Mediterranean culture has been defined over the years through the convergence of many overlapping cultural identities, which find their expression in gastronomy, music, dance folklore, history, architecture, arts, religion, and politics. Ironically, however, the emergence of an impersonal global culture threatens to eliminate the authenticity and idiosyncrasy of these historical roots.
Barcelona and Palma are both millennial cities marked by Roman, Arab, and Jewish reminiscences. Both cities have experienced a rapid influx of tourists and immigrants since the 1950s, particularly after Spain entered the European Union in 1986. In the past 25 years the city of Barcelona has been an important dynamic laboratory for exploring architecture, urbanism, culture and the arts. Public space and civic life in the city has been one of the main themes addressed by a multi-disciplinary community of practitioners. In less than 50 years, Palma has transformed into one of the wealthiest and most diverse societies of Spain. Because of the rapid economic and social changes, archaeological heritage and vernacular architecture coexist in Palma with contemporary art expressions and modern urban spaces.

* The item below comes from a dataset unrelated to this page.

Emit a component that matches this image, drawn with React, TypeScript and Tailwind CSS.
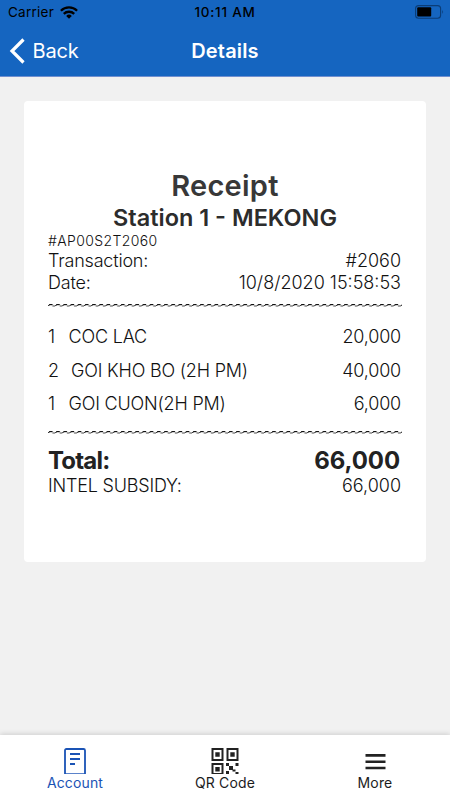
import type { ReactNode } from 'react';

const ITEMS = [
  { qty: 1, name: 'COC LAC', price: '20,000', gap: 'ml-[13.5px]' },
  { qty: 2, name: 'GOI KHO BO (2H PM)', price: '40,000', gap: 'ml-[12px]' },
  { qty: 1, name: 'GOI CUON(2H PM)', price: '6,000', gap: 'ml-[13.5px]' },
];

function StatusBar() {
  return (
    <div className="grid h-6 grid-cols-3 items-center px-2 text-black">
      <div className="flex items-center gap-[6px] text-[13.5px] tracking-[0.25px]">
        <span>Carrier</span>
        <svg width="18" height="13" viewBox="0 0 18 13" fill="none" stroke="currentColor" strokeWidth="2.3">
          <path d="M0.9 4.7a11.6 11.6 0 0 1 16.2 0" />
          <path d="M3.8 7.9a7.4 7.4 0 0 1 10.4 0" />
          <path d="M9 12.8 6.2 9.9a4 4 0 0 1 5.6 0z" fill="currentColor" stroke="none" />
        </svg>
      </div>
      <div className="text-center text-[13.5px] font-medium tracking-[0.75px]">10:11 AM</div>
      <div className="flex justify-end">
        <svg width="29" height="14" viewBox="0 0 29 14" className="-mr-[2px]">
          <rect x="0.6" y="0.6" width="25" height="12.6" rx="3" fill="none" stroke="#0b3d77" strokeWidth="1.1" />
          <rect x="2.2" y="2.2" width="14" height="9.2" rx="1" fill="#000" />
          <path d="M27.2 4.8q1.6 2 0 4.2z" fill="#0b3d77" />
        </svg>
      </div>
    </div>
  );
}

function Header() {
  return (
    <div className="grid h-[53px] grid-cols-3 items-center text-white">
      <div className="flex items-center gap-[7.5px] pl-[9px] text-[20px] tracking-[-0.2px]">
        <svg width="16" height="26" viewBox="0 0 16 26" fill="none" stroke="currentColor" strokeWidth="3.2">
          <path d="M14.5 1.5 3 13l11.5 11.5" />
        </svg>
        <span>Back</span>
      </div>
      <h1 className="text-center text-[20px] font-semibold tracking-[0.15px]">Details</h1>
    </div>
  );
}

function Separator() {
  return (
    <svg className="block" width="354" height="4">
      <defs>
        <pattern id="dash" width="7.2" height="4" patternUnits="userSpaceOnUse">
          <rect x="1" y="0" width="3.6" height="1.2" fill="#111" />
          <rect x="0" y="1" width="1.4" height="1" fill="#333" />
          <rect x="4.4" y="1.4" width="2.8" height="1.2" fill="#666" />
        </pattern>
      </defs>
      <rect width="354" height="4" fill="url(#dash)" />
    </svg>
  );
}

function Row({ label, value }: { label: ReactNode; value: string }) {
  return (
    <div className="flex justify-between">
      <span className="tracking-[-0.2px]">{label}</span>
      <span>{value}</span>
    </div>
  );
}

function Receipt() {
  return (
    <div className="mx-6 mt-6 h-[461px] rounded-[4px] bg-white px-6 pt-[67px] text-[#111]">
      <h2 className="text-center text-[29px] leading-[36px] font-semibold tracking-[0.25px] text-[#383838]">Receipt</h2>
      <h3 className="text-center text-[23.5px] leading-[28px] font-semibold text-[#2c2c2c]">Station 1 - MEKONG</h3>
      <div className="text-[14px] leading-[17px] font-light tracking-[0.37px]">#AP00S2T2060</div>
      <div className="pt-px pr-px text-[18px] leading-[21.5px] font-light">
        <Row label="Transaction:" value="#2060" />
        <Row label="Date:" value="10/8/2020 15:58:53" />
      </div>
      <div className="pt-[11px]">
        <Separator />
      </div>
      <div className="pt-[12px] pr-px text-[18px] leading-[33.5px] font-light">
        {ITEMS.map((item) => (
          <div key={item.name} className="flex">
            <span>{item.qty}</span>
            <span className={`flex-1 tracking-[-0.2px] ${item.gap}`}>{item.name}</span>
            <span className="tracking-[-0.2px]">{item.price}</span>
          </div>
        ))}
      </div>
      <div className="pt-[10.5px]">
        <Separator />
      </div>
      <div className="flex justify-between pt-[12px] pr-[2px] text-[24px] leading-[27px] font-bold text-[#222]">
        <span className="tracking-[-0.8px]">Total:</span>
        <span className="tracking-[-0.1px]">66,000</span>
      </div>
      <div className="pt-px pr-px text-[18px] leading-[22px] font-light">
        <Row label="INTEL SUBSIDY:" value="66,000" />
      </div>
    </div>
  );
}

function AccountIcon() {
  return (
    <svg width="22" height="26" viewBox="0 0 22 26" fill="none" stroke="#1a53b5" strokeWidth="1.8">
      <path d="M1 26V2.5Q1 1 2.5 1h17Q21 1 21 2.5V26" />
      <path d="M1 25.6h20" strokeWidth="0.8" />
      <path d="M6 6h10M6 11h10M6 16h5" strokeWidth="2" />
    </svg>
  );
}

function QrIcon() {
  return (
    <svg width="28" height="26" viewBox="0 0 28 26" fill="#222">
      <g fill="none" stroke="#222" strokeWidth="2">
        <path d="M1.5 1h10v11h-10zM16.5 1h10v11h-10zM1.5 26V16h10v10" />
      </g>
      <path d="M4.3 4.3h4.4v4.4H4.3zM19.3 4.3h4.4v4.4h-4.4zM4.3 19h4.4v4.4H4.3z" />
      <path d="M15 15h3v3h-3zM24.5 15h3v3h-3zM18 18h4v4h-4zM21.5 21.5h3v2h-3zM15 23h3v3h-3zM24.5 24h3v2h-3z" />
      <path d="M1 25.5h11" stroke="#222" />
    </svg>
  );
}

function MenuIcon() {
  return (
    <svg width="22" height="26" viewBox="0 0 22 26" fill="#222">
      <path d="M1.5 6h20v2.7h-20zM1.5 12.5h20v2.5h-20zM1.5 18.8h20v2.5h-20z" />
    </svg>
  );
}

function TabBar() {
  const tabs = [
    { label: 'Account', icon: <AccountIcon />, color: 'text-[#1a53b5]' },
    { label: 'QR Code', icon: <QrIcon />, color: 'text-[#1c1c1c]' },
    { label: 'More', icon: <MenuIcon />, color: 'text-[#1c1c1c]' },
  ];
  return (
    <nav className="grid h-[65px] grid-cols-3 bg-white pt-[13px] shadow-[0_-1px_5px_rgba(0,0,0,0.15)]">
      {tabs.map((tab) => (
        <div
          key={tab.label}
          className={`flex flex-col items-center text-[14px] leading-[17px] tracking-[0.15px] ${tab.color}`}
        >
          {tab.icon}
          <span>{tab.label}</span>
        </div>
      ))}
    </nav>
  );
}

export default function App() {
  return (
    <div className="flex h-[800px] w-[450px] flex-col overflow-hidden bg-[#f1f1f1] font-['Inter','Liberation_Sans',sans-serif]">
      <header className="h-[77px] border-b border-[#6f8fd0] bg-[#1565c0]">
        <StatusBar />
        <Header />
      </header>
      <main className="flex-1">
        <Receipt />
      </main>
      <TabBar />
    </div>
  );
}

The debate about the contemporary city has been of principle concern within Barcelona and Palma and makes them an ideal location to explore these issues. While these two cities enjoy the benefits of tourism and migration, both cities are poised at the crossroads of tradition and modernization.
Host Institutions
The University of Barcelona (UB) was founded in 1450. The present central building was inaugurated in 1871. Today the university has four campuses, in different parts of the city. The UB is the oldest and largest of the six universities in Barcelona, and of the ten in Catalonia. It has 76.000 students --more than half of the total student population of Catalonia-- and is the second largest in terms of student number in Spain. The UB library is the second largest in Spain in number of books, after the National Library in Madrid. UB students have access to an extensive range of services. Ten thousand bachelor’s degrees and 450 PhDs are awarded each year.

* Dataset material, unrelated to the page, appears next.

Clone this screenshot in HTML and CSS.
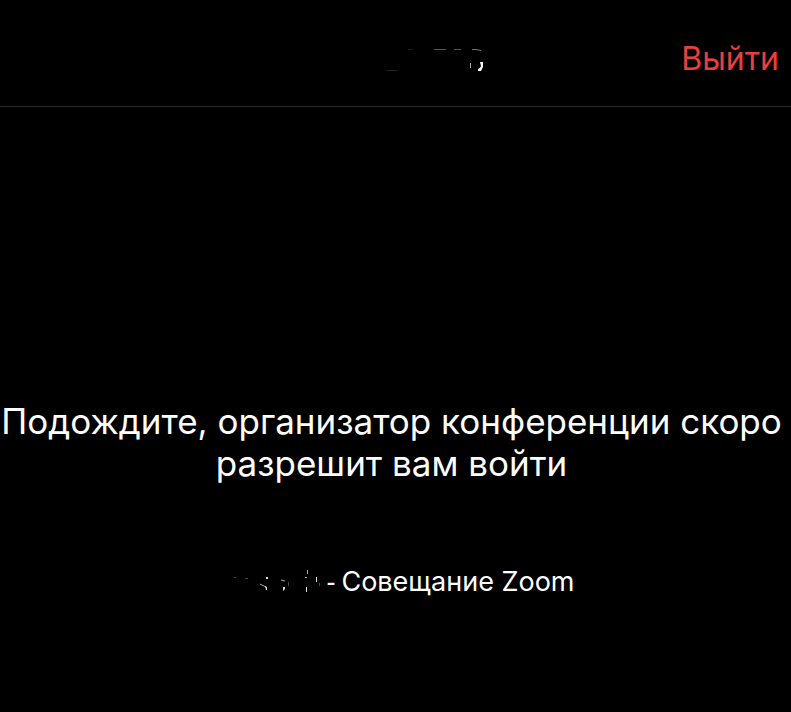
FILE: index.html
```html
<!DOCTYPE html>
<html lang="ru">
<head>
<meta charset="utf-8">
<meta name="viewport" content="width=device-width, initial-scale=1">
<title>Совещание Zoom</title>
<link rel="stylesheet" href="styles.css">
</head>
<body>
<header class="topbar">
  <svg class="topbar-title" width="191" height="40" viewBox="300 40 191 40" aria-hidden="true">
    <g fill="none" stroke-width="1">
      <path stroke="#1c1c1c" d="M386 71.5h12M408 50.5h5"/>
      <path stroke="#555" d="M434 50.5h12M454 50.5h7"/>
      <path stroke="#777" d="M472 50.5h4l5 1"/>
      <path stroke="#aaa" d="M470.500 64v5"/>
    </g>
    <path fill="#fff" d="M480 63h3v5l-2 4h-3v-2l2-1 1-2z"/>
  </svg>
  <button class="leave" type="button">Выйти</button>
</header>
<main class="waiting">
  <h1 class="message">Подождите, организатор конференции скоро разрешит вам войти</h1>
  <p class="meeting">
    <svg class="meeting-name" width="110" height="40" viewBox="216 562 110 40" aria-hidden="true">
      <g fill="none" stroke="#aaa" stroke-width="1">
        <path stroke="#444" d="M234 577.500h2M245 578.500h3M288.500 582v4M319.500 583v3"/>
        <path d="M260 584l6 3M281 580l4 1M305 577.500h2M307.500 570v4"/>
      </g>
      <path fill="#ddd" d="M266 577h2v2h-2zM265 586l2 1v3h-1zM283 587h2v2l-2 2zM316 577h1v5h-1zM306 587h1v5h-1z"/>
    </svg>
    <span class="dash">-</span>
    <span>Совещание Zoom</span>
  </p>
</main>
</body>
</html>
```
FILE: styles.css
```css
* {
  box-sizing: border-box;
}

body {
  margin: 0;
  min-height: 100vh;
  background: #000;
  color: #fff;
  font-family: Inter, "Liberation Sans", sans-serif;
}

.topbar {
  display: grid;
  grid-template-columns: 1fr auto 1fr;
  align-items: center;
  padding: 39px 12px 27px;
  border-bottom: 1px solid #2a2a2a;
}

.topbar-title {
  grid-column: 2;
  display: block;
}

.leave {
  justify-self: end;
  padding: 0;
  border: 0;
  background: none;
  color: #e8403f;
  font: inherit;
  font-size: 32px;
  line-height: 40px;
  cursor: pointer;
}

.waiting {
  padding-top: 293px;
  text-align: center;
}

.message {
  margin: 0;
  padding-right: 8px;
  font-size: 35px;
  font-weight: 400;
  line-height: 42px;
}

.meeting {
  display: flex;
  justify-content: center;
  align-items: center;
  margin: 78px 0 0;
  font-size: 27px;
  line-height: 40px;
}

.dash {
  margin-right: 6px;
  font-family: "Liberation Sans", sans-serif;
}
```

Universitat de les Illes Balears (UIB) was founded in 1978 and is the descendent of Mallorcan universities dating back to the 15th century. The UIB is a modern public institution with 15,000 students specializing in 36 different majors. The UIB is a university rooted in the culture and identity of the Balearic Islands and the Mediterranean, with a strong commitment to serving society, sustainability and respect towards the environment. The fact that the Island economy depends mainly upon tourism has resulted in a stronger emphasis on academic and research areas such as tourism studies, business, economics, and sustainability of the environment.
Seminar Leadership
Lucía Conte is the Resident Director for the Liberal Arts program at CIEE Barcelona Study Center. She holds a BA in Liberal Arts and MA in History, from the University Pompeu Fabra, where she has developed a long academic experience both teaching and researching at the Humanities Department. The research areas she has specialized in are Medieval History, Urban Cultural Studies and History of Private Life. Besides her academic experience, in 2005 she founded her own business, a company specializing in customized cultural projects and history tours of Barcelona. She has worked in the areas of diffusion, education and consulting for several local museums and cultural institutions and, she is a member of the City Council Board for the Barcelona 2007-2012 Strategic Plan for Culture.

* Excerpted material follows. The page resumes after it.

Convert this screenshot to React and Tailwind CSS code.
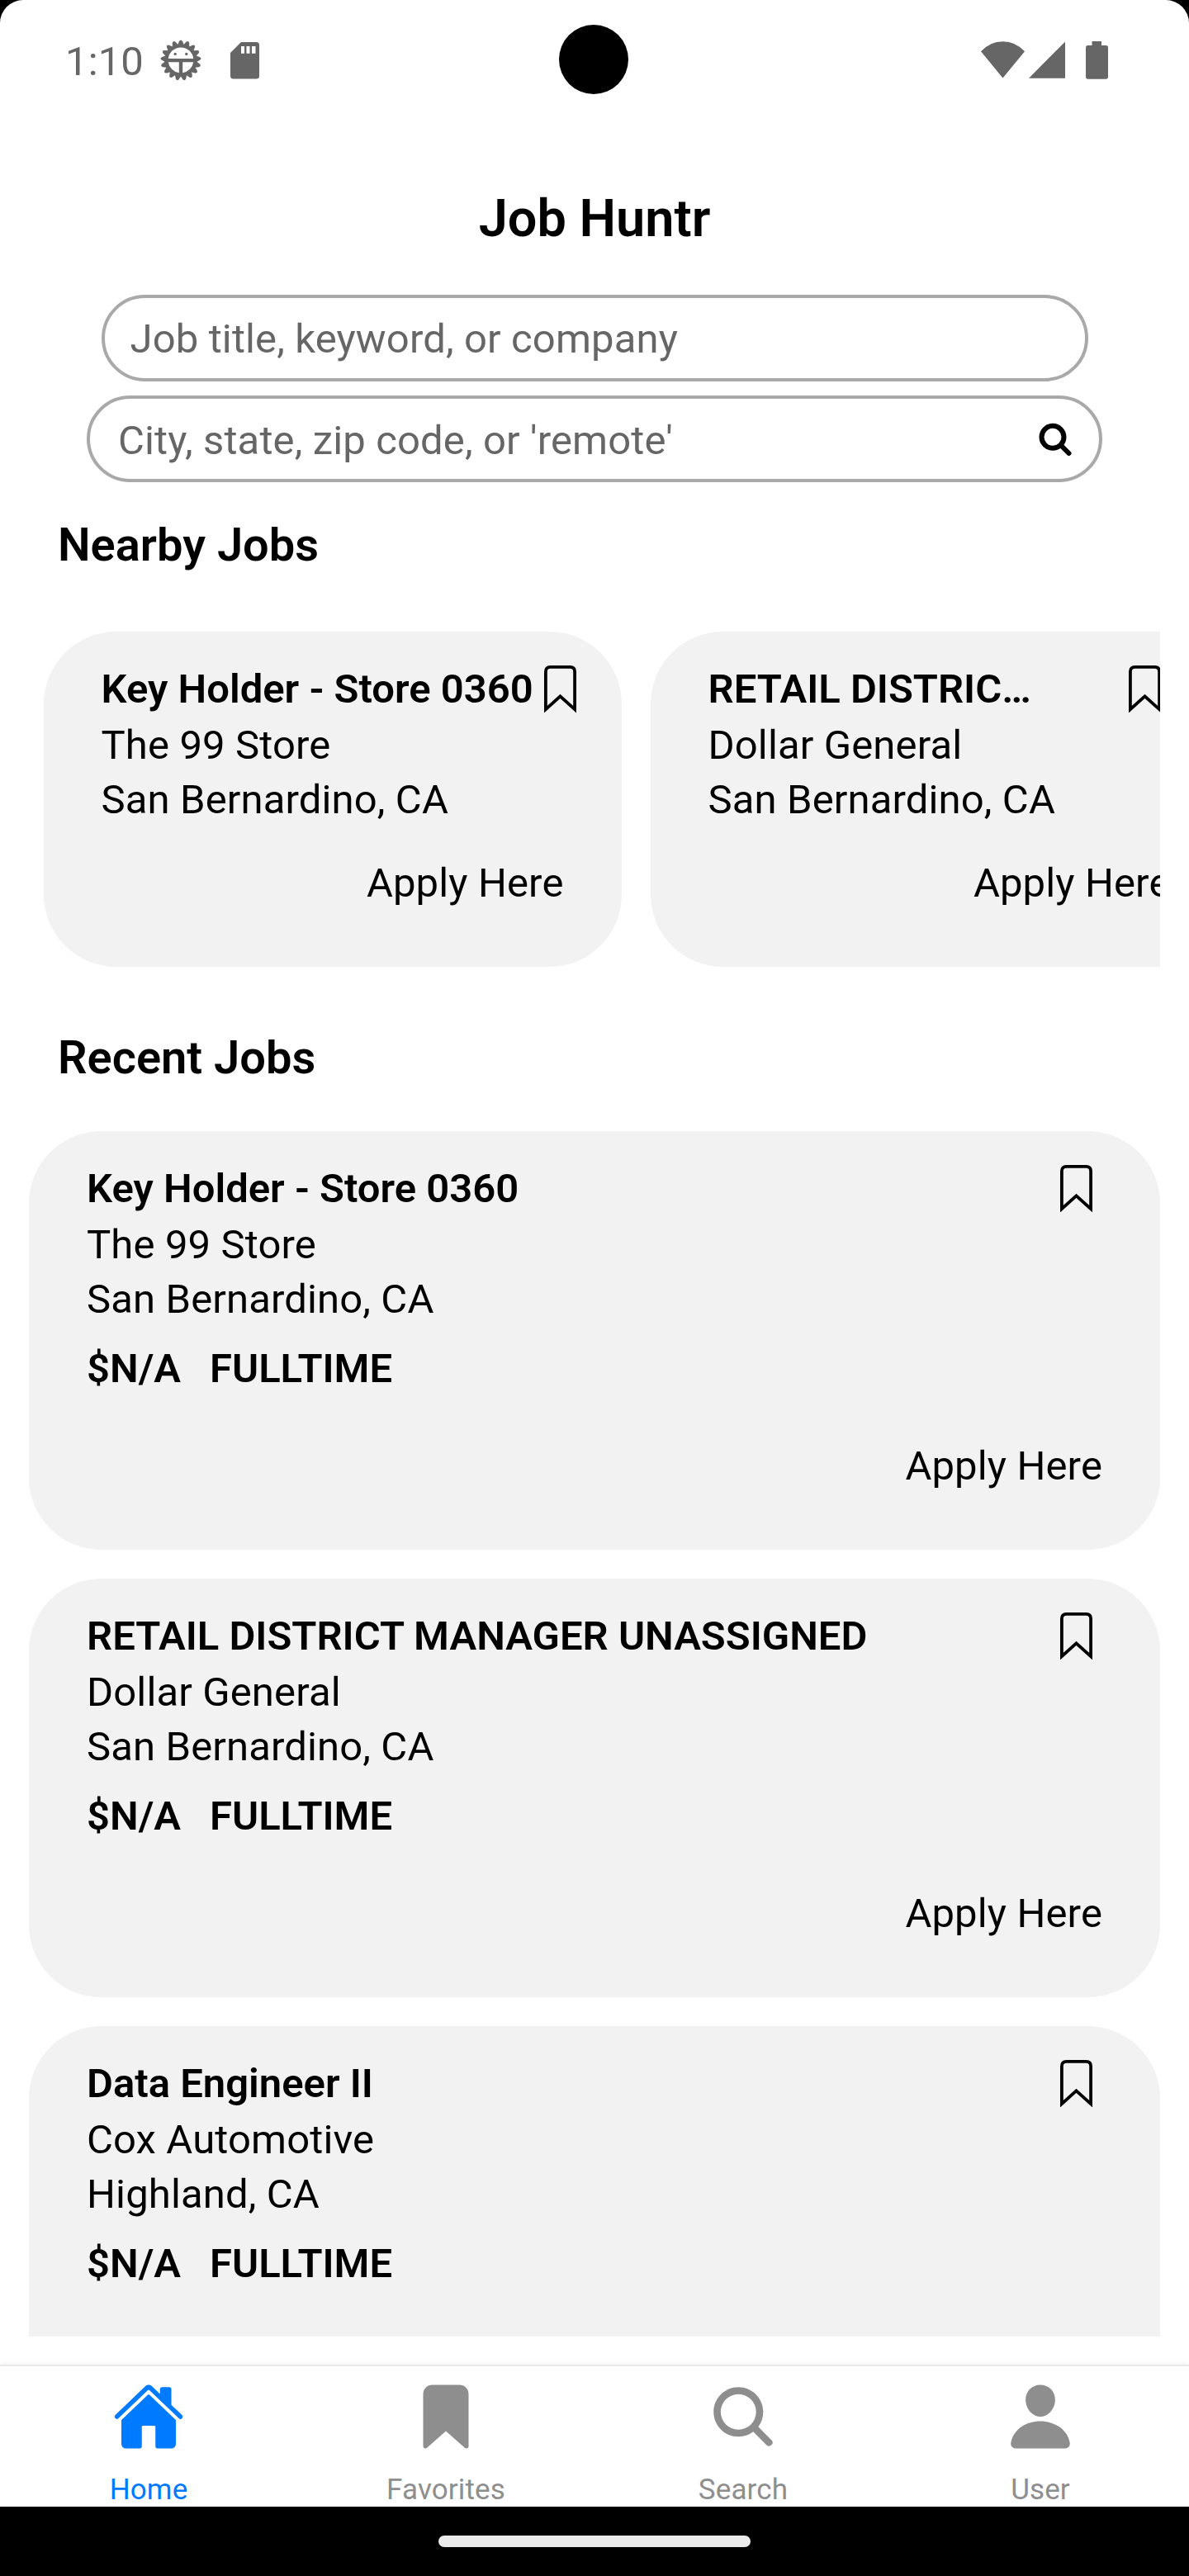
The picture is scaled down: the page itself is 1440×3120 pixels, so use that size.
import React from "react";
import { IoHome, IoBookmark, IoSearch, IoPerson } from "react-icons/io5";

const jobs = [
  { title: "Key Holder - Store 0360", short: "Key Holder - Store 0360", company: "The 99 Store", city: "San Bernardino, CA" },
  { title: "RETAIL DISTRICT MANAGER UNASSIGNED", short: "RETAIL DISTRIC…", company: "Dollar General", city: "San Bernardino, CA" },
  { title: "Data Engineer II", short: "Data Engineer II", company: "Cox Automotive", city: "Highland, CA" },
];

const tabs = [
  { label: "Home", Icon: IoHome, active: true },
  { label: "Favorites", Icon: IoBookmark },
  { label: "Search", Icon: IoSearch },
  { label: "User", Icon: IoPerson },
];

const TEETH = Array.from({ length: 17 }, (_, i) => ((i + 0.5) * 360) / 17);

function GearIcon() {
  return (
    <svg width="50" height="50" viewBox="-25 -25 50 50" fill="#666666">
      {TEETH.map((a) => (
        <path key={a} transform={`rotate(${a})`} d="M-4.3 17.5 L-2 23 Q0 26.2 2 23 L4.3 17.5Z" />
      ))}
      <circle r="19.3" />
      <path d="M-15.2 -2 A15.3 15.3 0 0 1 15.2 -2Z" fill="#fff" />
      <path d="M-15.2 2.2 H-2.2 V15.2 A15.3 15.3 0 0 1 -15.2 2.2Z M15.2 2.2 H2.2 V15.2 A15.3 15.3 0 0 0 15.2 2.2Z" fill="#fff" />
      <circle cx="-6.8" cy="-7.6" r="1.7" />
      <circle cx="6.8" cy="-7.6" r="1.7" />
    </svg>
  );
}

function StatusBar() {
  return (
    <div className="relative flex h-[145px] items-start pl-[79px] pr-[98px]">
      <span className="mt-[42px] w-[97px] text-[49px] leading-[66px] text-[#666666]">1:10</span>
      <div className="ml-[18px] mt-[48px]">
        <GearIcon />
      </div>
      <svg className="ml-[35px] mt-[51px]" width="35" height="44.500" viewBox="0 0 35 44.5">
        <path d="M13 0H31.500Q35 0 35 3.500V41Q35 44.500 31.500 44.500H3.500Q0 44.500 0 41V13Z" fill="#666666" />
        <path d="M13 5h4v8.700h-4zM19.500 5h4v8.700h-4zM26 5h4.500v8.700H26z" fill="#fff" />
      </svg>
      <div className="absolute left-[677px] top-[30px] size-[84px] rounded-full bg-black" />
      <div className="ml-auto mt-[50px] flex">
        <svg width="53" height="46" viewBox="0 0 53 46" fill="#666666">
          <path d="M26.500 44.500 0 12.300Q11 0.200 26.500 0.200T53 12.300Z" />
        </svg>
        <svg className="ml-[5px]" width="44" height="46" viewBox="0 0 44 46" fill="#666666">
          <path d="M44 0.500V44.700H0Z" />
        </svg>
        <svg className="ml-[25px]" width="27" height="46" viewBox="0 0 27 46" fill="#666666">
          <path d="M7.500 0h11.500v5H24.500Q27 5 27 8V42.700Q27 45.700 24.500 45.700H2.500Q0 45.700 0 42.700V8Q0 5 2.500 5H7.500Z" />
        </svg>
      </div>
    </div>
  );
}

function BookmarkOutline() {
  return (
    <svg className="ml-[13px] mr-[12px] mt-[4px] shrink-0" width="39" height="57" viewBox="0 0 39 57" fill="none" stroke="#000" strokeWidth="3.800">
      <path d="M1.900 53.200V7.500Q1.900 1.900 7.500 1.900H31.500Q37.100 1.900 37.100 7.500V53.200L19.500 37.300Z" />
    </svg>
  );
}

function NearbyCard({ job }) {
  return (
    <div className="h-[406px] w-[700px] shrink-0 rounded-[87.5px] bg-[#f2f2f2] px-[70px] pt-[37px]">
      <div className="flex h-[68px] justify-between">
        <p className="shrink-0 whitespace-nowrap font-semibold tracking-normal">{job.short}</p>
        <BookmarkOutline />
      </div>
      <p>{job.company}</p>
      <p>{job.city}</p>
      <p className="mt-[35px] text-right">Apply Here</p>
    </div>
  );
}

function RecentCard({ job }) {
  return (
    <div className="h-[507px] shrink-0 rounded-[87.5px] bg-[#f2f2f2] px-[70px] pt-[37px]">
      <div className="flex h-[68px] justify-between">
        <p className="shrink-0 whitespace-nowrap font-semibold tracking-normal">{job.title}</p>
        <BookmarkOutline />
      </div>
      <p>{job.company}</p>
      <p>{job.city}</p>
      <div className="mt-[18px] flex gap-[35px] font-semibold tracking-normal">
        <span>$N/A</span>
        <span>FULLTIME</span>
      </div>
      <p className="mt-[52px] text-right">Apply Here</p>
    </div>
  );
}

export default function App() {
  return (
    <div className="h-[3120px] w-[1440px] overflow-hidden bg-black font-['Roboto',sans-serif] text-[49px] leading-[66px] tracking-[0.13px] text-black">
      <div className="flex h-[3036px] flex-col rounded-t-[28px] bg-white">
        <StatusBar />
        <h1 className="mt-[80px] h-[80px] text-center text-[63px] font-semibold leading-[80px] tracking-normal">Job Huntr</h1>
        <div className="ml-[122.5px] mt-[52px] flex h-[105px] w-[1195px] items-center rounded-full border-4 border-[#a9a9a9] pl-[31px] text-[#666666]">
          <span className="pt-[2px]">Job title, keyword, or company</span>
        </div>
        <div className="ml-[105px] mt-[17px] flex h-[105px] w-[1230px] items-center rounded-full border-4 border-[#a9a9a9] pl-[34px] pr-[33px] text-[#666666]">
          <span className="pt-[4px]">City, state, zip code, or 'remote'</span>
          <svg className="ml-auto" width="40" height="40" viewBox="0 0 40 40" fill="none" stroke="#000" strokeWidth="6">
            <circle cx="17" cy="17.300" r="13.500" />
            <path d="M27 27.500 36.500 37" strokeLinecap="round" />
          </svg>
        </div>
        <h2 className="ml-[70px] mt-[38px] h-[76px] text-[56px] font-semibold leading-[76px] tracking-normal">Nearby Jobs</h2>
        <div className="mx-[35px] mt-[67px] flex gap-[35px] overflow-hidden pl-[17.5px]">
          {jobs.slice(0, 2).map((job) => (
            <NearbyCard key={job.title} job={job} />
          ))}
        </div>
        <h2 className="ml-[70px] mt-[72px] h-[76px] text-[56px] font-semibold leading-[76px] tracking-normal">Recent Jobs</h2>
        <div className="mx-[35px] mt-[51px] flex h-[1460px] flex-col gap-[35px] overflow-hidden">
          {jobs.map((job) => (
            <RecentCard key={job.title} job={job} />
          ))}
        </div>
        <nav className="mt-[34px] grid h-[172px] grid-cols-4 border-t-2 border-[#e8e8e8] bg-white shadow-[0_-1px_7px_rgba(0,0,0,0.06)]">
          {tabs.map(({ label, Icon, active }) => (
            <div key={label} className={active ? "flex flex-col items-center text-[#007aff]" : "flex flex-col items-center text-[#8e8e8f]"}>
              <Icon className="mt-[17px] size-[88px]" />
              <span className="mt-[24px] text-[35px] leading-[42px]">{label}</span>
            </div>
          ))}
        </nav>
      </div>
      <div className="flex h-[84px] justify-center pt-[35px]">
        <div className="h-[14px] w-[378px] rounded-full bg-[#ebebeb]" />
      </div>
    </div>
  );
}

Antonia Ferriol is the Resident Director of the CIEE Study Center at the Universitat de les Illes Balears in Palma de Mallorca. She earned her Ph.D. in Spanish Literature from Pennsylvania State University. Her main research focuses on contemporary Spanish novel. Dr. Ferriol was previously visiting professor at Middlebury College, assistant professor at Denison University, and CIEE’s Resident Director both in Alcalá de Henares (Madrid), and Barcelona.